Jean-Pierre Furlan est un Hoffmann solide, plutôt à l'aise dans ce rôle difficile, mais on pourra trouver l'aigu un peu acide et la prononciation perfectible.
Mélanie Boisvert est une Olympia au physique idoine, mais la voix, assez petite, est touchée par un vibrato qui gêne la compréhension des vocalises, dont les piqués sont en outre parfois un peu faux. Son engagement scénique compense tout cela.
Isabelle Cals offre une belle Giulietta, qui réussit à varier par son chant ce qu'elle ne peut faire scéniquement, coincée en haut de son immense robe (dirigée par des techniciens !).

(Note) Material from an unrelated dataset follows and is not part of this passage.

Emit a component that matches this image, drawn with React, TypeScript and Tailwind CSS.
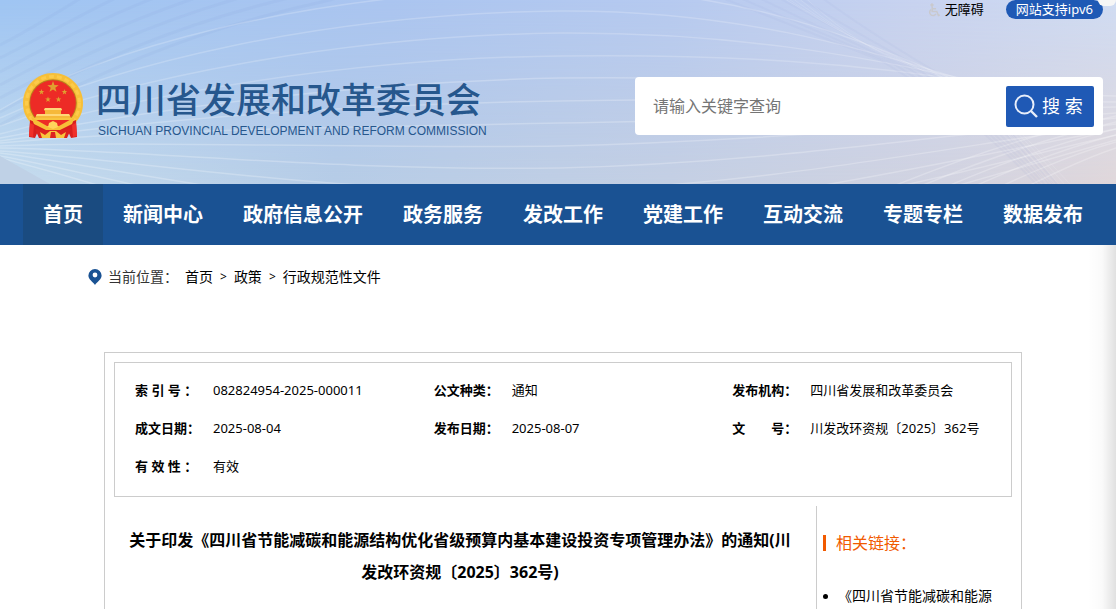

C'est cependant l'Antonia de Nicoleta Ardelean qui charme le plus parmi les trois figures féminines. La voix est riche et belle, l'actrice touchante, une réussite. Seule la prononciation française résiste encore à cette jeune chanteuse roumaine. En revanche, Claire Brua est beaucoup moins convaincante en Nicklausse/La Muse. Le vibrato est vraiment très gênant et le son semble rester dans les joues.
Vincent Le Texier incarnait les quatre figures diaboliques avec une autorité incontestable, un timbre beau, une prononciation claire, mais un chant un peu trop en force et des aigus difficiles. L'acteur est particulièrement brillant, jusqu'à se déchaîner en Dr Miracle.

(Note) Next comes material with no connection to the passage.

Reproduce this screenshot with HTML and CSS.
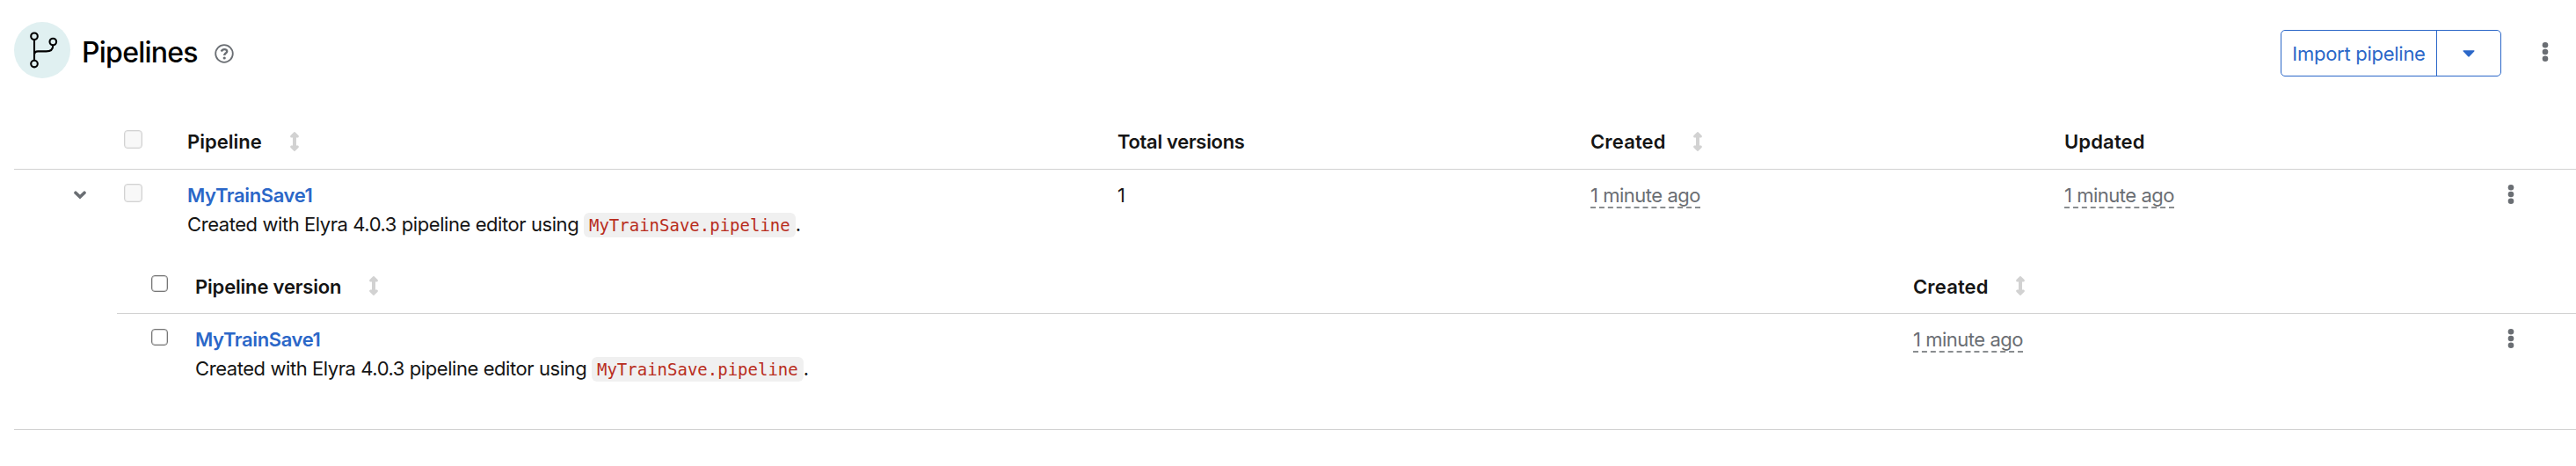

Il faut encore noter un Rodolphe Briand remarquable, notamment dans l'air de Frantz, de même que René Schirrer en Crespel et Luther ainsi que le très bon Spalanzani de Thomas Morris. Katri Paukkunen semble par contre un peu à bout de souffle dans le personnage de la mère d'Antonia, mais il faut reconnaître que sa posture (elle était visiblement accrochée à un bras mobile la faisant évoluer dans les airs !) devait être assez inconfortable...
Les choeurs dirigés par Michel Capperon ont signé une belle prestation, et les nombreux figurants se mêlaient parfaitement à l'ensemble.

Il faut, enfin, féliciter l'équipe technique de l'Opéra du Rhin, très sollicitée dans cette production : elle a admirablement réussi - le fait n'est pas si fréquent lors d'une première - les nombreux effets spéciaux requis par une mise en scène singulière qui partage, mais dont on se souviendra.